Es posible que la mayoría de las figuras de autoridad entren en razón y que poco a poco vayan dándole la espalda a Trump. No es muy probable que vayamos a ver un escenario en el que el presidente logre aferrarse al poder con el beneplácito de los múltiples poderes que mueven los hilos del país. De cualquier forma, el hito que hemos presenciado, el toque de queda en Washington ante las amenazas de más violencia, se ha quedado grabado en la historia de Estados Unidos como el síntoma de una época. Es la victoria de la desinformación, de la verdad manipulada a modo, del odio que corre como un río desbordado en el momento en el que supuestamente gozamos de la más grande herramienta que ha parido la democracia: las redes sociales.

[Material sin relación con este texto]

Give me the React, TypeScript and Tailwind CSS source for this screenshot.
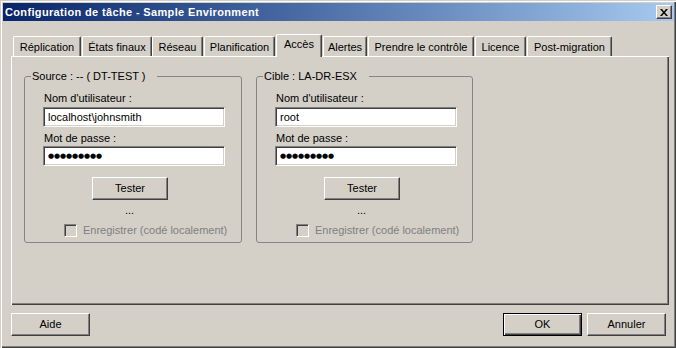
import React from 'react';

const tabs = [
  { label: 'Réplication', cls: 'ml-[2px] w-[68px]' },
  { label: 'États finaux', cls: 'ml-[1px] w-[70px]' },
  { label: 'Réseau', cls: 'ml-0 w-[51px]' },
  { label: 'Planification', cls: 'ml-[1px] w-[71px]' },
  { label: 'Accès', cls: 'ml-[1px] w-[46px]', active: true },
  { label: 'Alertes', cls: 'ml-[1px] w-[44px]' },
  { label: 'Prendre le contrôle', cls: 'ml-[1px] w-[106px]' },
  { label: 'Licence', cls: 'ml-[1px] w-[51px]' },
  { label: 'Post-migration', cls: 'ml-[1px] w-[85px]' },
];

const raised =
  'border border-t-white border-l-white border-r-[#404040] border-b-[#404040] shadow-[inset_-1px_-1px_0_#808080] bg-[#d4d0c8]';
const sunken =
  'border border-t-[#808080] border-l-[#808080] border-r-white border-b-white shadow-[inset_1px_1px_0_#404040,inset_-1px_-1px_0_#d4d0c8]';

const Password = () => (
  <div className="flex items-center pl-[4px] pt-[1px] font-['DejaVu_Sans',sans-serif] text-[7px] leading-none text-black">
    {Array.from({ length: 9 }).map((_, i) => (
      <span key={i} className="inline-block w-[6px] text-center">
        ●
      </span>
    ))}
  </div>
);

const AccessGroup = ({ title, user, width }: { title: string; user: string; width: string }) => (
  <fieldset className={`${width} h-[173px] border border-[#858585] rounded-[3px]`}>
    <legend className="ml-[6px] pl-[1px] pr-[12px] leading-[13px]">{title}</legend>
    <div className="pl-[18px] pt-[9px]">
      <div className="pl-[1px] leading-[13px]">Nom d'utilisateur :</div>
      <div className={`mt-[2px] w-[182px] h-[20px] bg-white flex items-center pl-[4px] ${sunken}`}>{user}</div>
      <div className="mt-[5px] pl-[1px] leading-[13px]">Mot de passe :</div>
      <div className={`mt-[1px] w-[182px] h-[20px] bg-white flex items-center ${sunken}`}>
        <Password />
      </div>
      <div className="mt-[11px] ml-[49px] w-[76px]">
        <button className={`w-[76px] h-[23px] flex items-center justify-center ${raised}`}>Tester</button>
      </div>
      <div className="mt-[4px] pl-[82px] leading-[13px]">...</div>
      <div className="mt-[7px] ml-[21px] flex items-center gap-[6px] h-[13px]">
        <span className={`w-[13px] h-[13px] bg-[#d4d0c8] ${sunken}`} />
        <span className="text-[#808080] leading-[13px]">Enregistrer (codé localement)</span>
      </div>
    </div>
  </fieldset>
);

export default function App() {
  return (
    <div className="w-[676px] h-[348px] bg-[#d4d0c8] pl-[3px] pt-[3px] pr-[2px] pb-[2px] shadow-[inset_1px_1px_0_#d4d0c8,inset_2px_2px_0_#fff,inset_-1px_-1px_0_#404040,inset_-2px_-2px_0_#808080] font-['Liberation_Sans',Arial,sans-serif] text-[11px] text-black flex flex-col">
      {/* title bar */}
      <div className="h-[18px] flex items-center justify-between bg-gradient-to-r from-[#0a246a] to-[#a6caf0] pl-[2px] pr-[2px]">
        <span className="text-white font-bold text-[11px] tracking-[0.35px] leading-[18px]">
          Configuration de tâche - Sample Environment
        </span>
        <button className={`w-[16px] h-[14px] flex items-center justify-center ${raised}`}>
          <svg width="8" height="7" viewBox="0 0 8 7">
            <path d="M0 0h2l2 2.5L6 0h2L5 3.5 8 7H6L4 4.5 2 7H0l3-3.5z" fill="#000" />
          </svg>
        </button>
      </div>

      {/* tab control */}
      <div className="ml-[8px] mt-[13px] w-[658px] flex flex-col">
        <div className="h-[22px] flex items-end">
          {tabs.map((t) =>
            t.active ? (
              <div
                key={t.label}
                className={`${t.cls} h-[23px] -mb-[1px] relative z-10 bg-[#d4d0c8] border-t border-l border-r border-t-white border-l-white border-r-[#404040] rounded-t-[2px] shadow-[inset_-1px_0_0_#808080] flex items-center justify-center pb-[3px]`}
              >
                {t.label}
              </div>
            ) : (
              <div
                key={t.label}
                className={`${t.cls} h-[20px] border-t border-l border-r border-t-white border-l-white border-r-[#404040] rounded-t-[2px] shadow-[inset_-1px_0_0_#808080] flex items-center justify-center pt-[1px]`}
              >
                {t.label}
              </div>
            )
          )}
        </div>
        <div className="h-[249px] shadow-[inset_1px_1px_0_#fff,inset_-1px_-1px_0_#404040,inset_-2px_-2px_0_#808080] pt-[14px] pl-[13px] flex gap-[14px] items-start">
          <AccessGroup title="Source : -- ( DT-TEST )" user="localhost\johnsmith" width="w-[218px]" />
          <AccessGroup title="Cible : LA-DR-ESX" user="root" width="w-[217px]" />
        </div>
      </div>

      {/* dialog buttons */}
      <div className="mx-[8px] mt-[8px] flex items-center">
        <button className={`w-[79px] h-[23px] flex items-center justify-center ${raised}`}>Aide</button>
        <div className="flex-1" />
        <button className="w-[79px] h-[23px] flex items-center justify-center bg-[#d4d0c8] border border-black shadow-[inset_1px_1px_0_#fff,inset_-1px_-1px_0_#404040,inset_-2px_-2px_0_#808080]">
          OK
        </button>
        <button className={`ml-[5px] w-[79px] h-[23px] flex items-center justify-center ${raised}`}>Annuler</button>
      </div>
    </div>
  );
}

Frente a toda esta situación, es difícil no pensar una ironía el hecho de que Donald Trump se autonombre patriota. Es también difícil no recordar las respuestas que figuras cardinales de la política mexicana han tenido frente a acusaciones realmente fundamentadas de fraude electoral. Dos momentos de esta categoría han cimbrado a nuestro país, y en ambos, los agraviados han decidido usar cualquier tipo de estrategia para evitar que las multitudes inconformes se dejaran llevar por la violencia. Lo que sea que signifique patriotismo, estos personajes han mostrado más de él que lo que Donald Trump habría podido imaginar en su vida.

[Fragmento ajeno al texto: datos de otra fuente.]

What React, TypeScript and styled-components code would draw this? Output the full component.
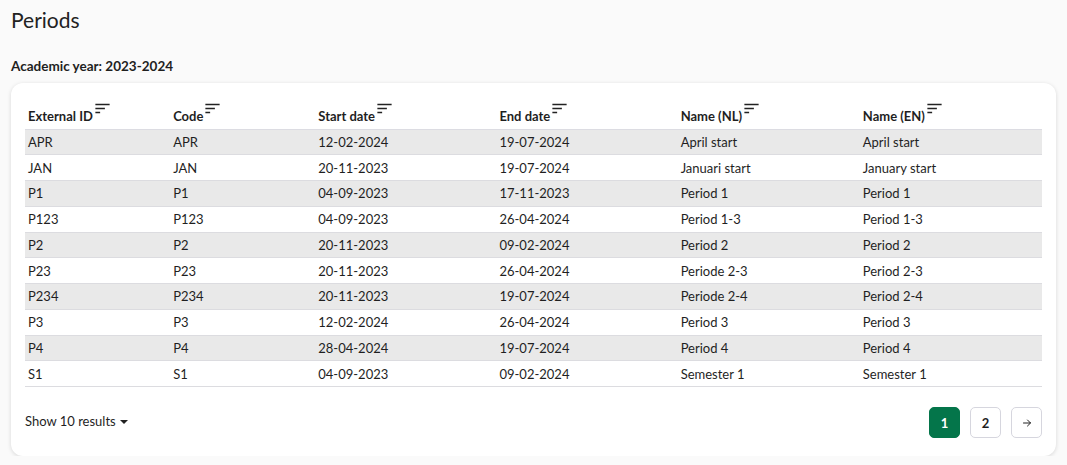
import React from "react";
import styled, { createGlobalStyle } from "styled-components";

const Global = createGlobalStyle`
  html, body { margin: 0; padding: 0; background: #fafafa; }
  body { font-family: Lato, "Noto Sans", sans-serif; color: #1f1f1f; }
`;

const Page = styled.div`
  padding: 7px 11px 0 11px;
`;

const Title = styled.h1`
  margin: 0;
  font-size: 21px;
  font-weight: 400;
  line-height: 26px;
  color: #222;
`;

const Subtitle = styled.div`
  margin-top: 25px;
  font-size: 13.5px;
  font-weight: 700;
  line-height: 16px;
`;

const Card = styled.div`
  margin-top: 9px;
  background: #fff;
  border-radius: 12px;
  box-shadow: 0 1px 4px rgba(0, 0, 0, 0.14);
  padding: 14px 14px 18px 14px;
`;

const Table = styled.table`
  width: 100%;
  border-collapse: collapse;
  table-layout: fixed;
  font-size: 13px;
`;

const Th = styled.th`
  text-align: left;
  vertical-align: bottom;
  font-weight: 700;
  height: 32px;
  padding: 0 3px 5px 3px;
  box-sizing: border-box;
  border-bottom: 1px solid #dcdce2;
  white-space: nowrap;
`;

const SortIcon = styled.svg`
  width: 19px;
  height: 19px;
  vertical-align: -3px;
  margin-left: 0;
  position: relative;
  top: -6px;
`;

const Tr = styled.tr<{ $striped: boolean }>`
  background: ${(p) => (p.$striped ? "#e9e9e9" : "#fff")};
`;

const Td = styled.td`
  height: 24.75px;
  padding: 0 3px;
  border-bottom: 1px solid #dcdce0;
  white-space: nowrap;
`;

const Footer = styled.div`
  margin-top: 20px;
  display: flex;
  justify-content: space-between;
  align-items: center;
`;

const ShowResults = styled.div`
  font-size: 13px;
  display: flex;
  align-items: center;
  gap: 4px;
  padding-bottom: 3px;
`;

const Caret = styled.span`
  width: 0;
  height: 0;
  border-left: 4px solid transparent;
  border-right: 4px solid transparent;
  border-top: 4px solid #222;
  margin-top: 1px;
`;

const Pager = styled.div`
  display: flex;
  gap: 10px;
`;

const PageButton = styled.button<{ $active?: boolean }>`
  width: 31px;
  height: 31px;
  box-sizing: border-box;
  border-radius: 5px;
  border: 1px solid ${(p) => (p.$active ? "#04754a" : "#d6d6de")};
  background: ${(p) => (p.$active ? "#04754a" : "#fff")};
  color: ${(p) => (p.$active ? "#fff" : "#1f1f1f")};
  font-family: inherit;
  font-size: 13px;
  font-weight: 700;
  padding: 0;
  display: flex;
  align-items: center;
  justify-content: center;
`;

const columns = ["External ID", "Code", "Start date", "End date", "Name (NL)", "Name (EN)"];
const widths = [145, 145, 181, 181, 182, 182];

const rows = [
  ["APR", "APR", "12-02-2024", "19-07-2024", "April start", "April start"],
  ["JAN", "JAN", "20-11-2023", "19-07-2024", "Januari start", "January start"],
  ["P1", "P1", "04-09-2023", "17-11-2023", "Period 1", "Period 1"],
  ["P123", "P123", "04-09-2023", "26-04-2024", "Period 1-3", "Period 1-3"],
  ["P2", "P2", "20-11-2023", "09-02-2024", "Period 2", "Period 2"],
  ["P23", "P23", "20-11-2023", "26-04-2024", "Periode 2-3", "Period 2-3"],
  ["P234", "P234", "20-11-2023", "19-07-2024", "Periode 2-4", "Period 2-4"],
  ["P3", "P3", "12-02-2024", "26-04-2024", "Period 3", "Period 3"],
  ["P4", "P4", "28-04-2024", "19-07-2024", "Period 4", "Period 4"],
  ["S1", "S1", "04-09-2023", "09-02-2024", "Semester 1", "Semester 1"],
];

const Sort = () => (
  <SortIcon viewBox="0 0 24 24" fill="#222">
    <path d="M3 18h6v-2H3v2zM3 6v2h18V6H3zm0 7h12v-2H3v2z" />
  </SortIcon>
);

export default function App() {
  return (
    <>
      <Global />
      <Page>
        <Title>Periods</Title>
        <Subtitle>Academic year: 2023-2024</Subtitle>
        <Card>
          <Table>
            <colgroup>
              {widths.map((w, i) => (
                <col key={i} style={{ width: w }} />
              ))}
            </colgroup>
            <thead>
              <tr>
                {columns.map((c) => (
                  <Th key={c}>
                    {c}
                    <Sort />
                  </Th>
                ))}
              </tr>
            </thead>
            <tbody>
              {rows.map((r, i) => (
                <Tr key={r[0]} $striped={i % 2 === 0}>
                  {r.map((v, j) => (
                    <Td key={j}>{v}</Td>
                  ))}
                </Tr>
              ))}
            </tbody>
          </Table>
          <Footer>
            <ShowResults>
              Show 10 results <Caret />
            </ShowResults>
            <Pager>
              <PageButton $active>1</PageButton>
              <PageButton>2</PageButton>
              <PageButton aria-label="next">
                <svg width="12" height="12" viewBox="0 0 24 24" fill="none" stroke="#222" strokeWidth="2" strokeLinecap="round" strokeLinejoin="round">
                  <path d="M5 12h14M13 6l6 6-6 6" />
                </svg>
              </PageButton>
            </Pager>
          </Footer>
        </Card>
      </Page>
    </>
  );
}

En un mensaje a la nación, Joe Biden registró la delicadeza de la democracia. El presidente electo tiene como tarea hacer de ese reconocimiento un discurso que marque su tiempo, un derrotero firme que lo distinga del statu quo. La violencia no es un camino a la democracia, como tampoco lo es la simulación.
Manchamanteles
El caso de Julian Assange, fundador de WikiLeaks, ha vuelto a cobrar importancia mundial ahora que el Reino Unido negó su extradición a Estados Unidos. Durante años, Assange ha dependido de la volatilidad de las voluntades y relaciones entre gobiernos. ¿Qué significa a estas alturas su figura y su libertad? La respuesta varía según a quién se pregunte. Mientras que para algunos se trata de un estandarte de libertad, para otros, como Estados Unidos, es una amenaza para la soberanía. Como sea, algo está claro: la importancia de Assange no se debe solo a él sino a la evidencia de la aparición de figuras que todo lo ven y a las cuales los gobiernos no pueden controlar.
Narciso el obsceno
André Green, psicoanalista de frontera, señala que las ideas categóricas para el psicoanálisis contemporáneo surgen del choque con el narcisismo: “Un psicoanálisis que disocie todo aquello de lo que es testigo en el mundo y lo que está obligado a reconocer, se vuelve literalmente esquizofrénico”.